The following is from a Kiplinger article.
Like many American families, Krista and Dave Jones, who live in Cincinnati, are using coupons at the grocery store, taking advantage of grocery store fuel points to lower the cost of gas, and driving less in general. Both Krista, 47, and Dave, 50, work from home most of the week, so it’s easier to drive less. Although they don’t go through every purchase in their bank and credit card statements, they review the trend lines in each report. That has led them to scale back on restaurant and takeout meals, and they’ve loaded up on items such as shampoo and toothpaste when they go on sale.

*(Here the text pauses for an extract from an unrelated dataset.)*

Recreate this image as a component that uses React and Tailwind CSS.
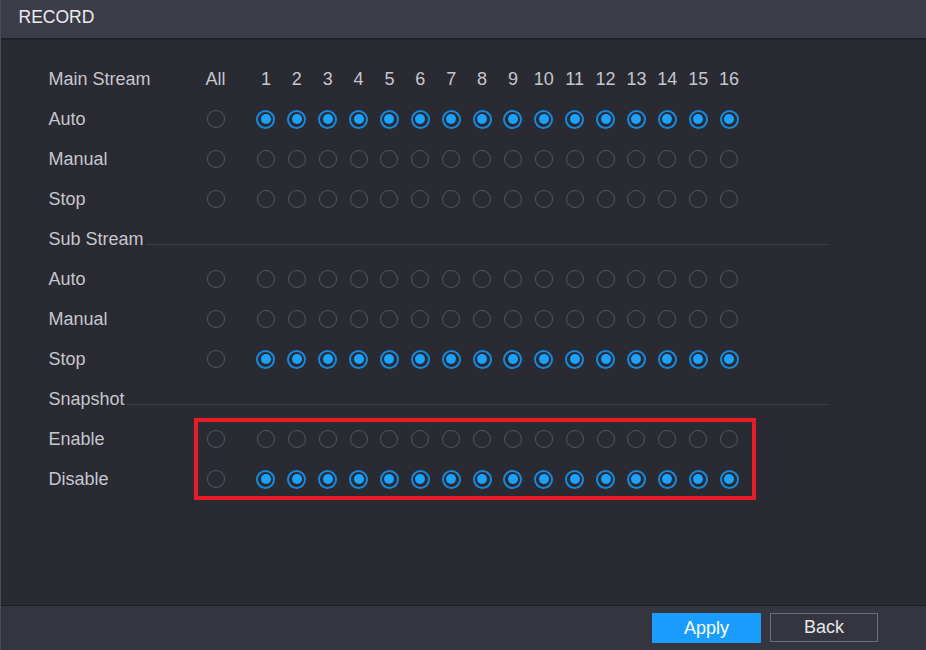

The biggest item the Joneses eliminated this summer was their gym membership, which cost several hundred dollars a year.
The Joneses have two daughters—Madeline, 18, and Kayla, 14. Madeline will attend the University of Cincinnati this fall, and they plan to ask their auto insurer for a policy discount, as Madeline’s car will remain mostly stationary. “We’ve always been conservative in our spending, so inflation isn’t hitting us as hard,” Krista says.
Krista and Dave both contribute 15% to their employer-provided retirement plans, and they don’t plan to lower their contribution rates anytime soon. That means they’re not immune to the stock market turmoil triggered by inflation and fears of a recession, but they are willing to ride out the bear market.